Heureusement, le garde-chasse en chef de l’Elysée vient de mettre le holà à cette traque assassine. Les pigeons en cause, désormais déclarés espèce protégée, devraient ainsi pouvoir stationner sans risques dans leur colombier. Il serait même question de leur offrir un peu de bon grain sans ivraie, avant de les créditer de l’affection et de la considération dont ils bénéficient partout dans le monde, sauf chez nous. Car tel est le handicap majeur de notre pays : sa population est dépourvue du gène de l’esprit d’entreprise. Faute d’être innée, cette disposition essentielle à notre survie relèvera désormais de l’acquis : dès l’école primaire et jusqu’à leur bachot, les gamins seront soumis à des leçons intensives d’entreprenariat. Ouah ! Les cours de récré sont déjà un souk indescriptible ; on se demande bien ce qu’elles pourront devenir avec l’apprentissage obligatoire du business. Mais il faut bien que les objectifs de l’Education nationale épousent les priorités des temps contemporains. Autrefois, le cycle des humanités faisait une large place à Aristote, qui ne pensait pas grand bien des marchands ; demain, les têtes blondes seront nourries à la philosophie épicière de Félix Potin.

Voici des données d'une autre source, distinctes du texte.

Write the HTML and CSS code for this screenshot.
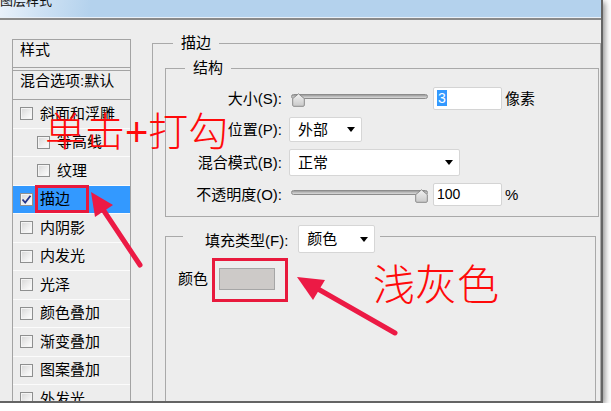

Les pigeons vont tellement prospérer qu’il faudra réhabiliter les petits pois.

La recette du jour

Pragmatisme éducatif

Vous êtes sensibilisé à la vocation première de l’éducation : faire de vos mouflets de bons entrepreneurs. Confiez-leur une thune d’argent de poche avant qu’ils ne partent à l’école ; s’ils ne ramènent pas le double après la classe, infligez-leur une punition effroyable : apprendre à lire et à écrire, par exemple. Soyez tenace. Car s’ils échouent dans le business et demeurent analphabètes, ils n’auront qu’une porte de sortie : la politique.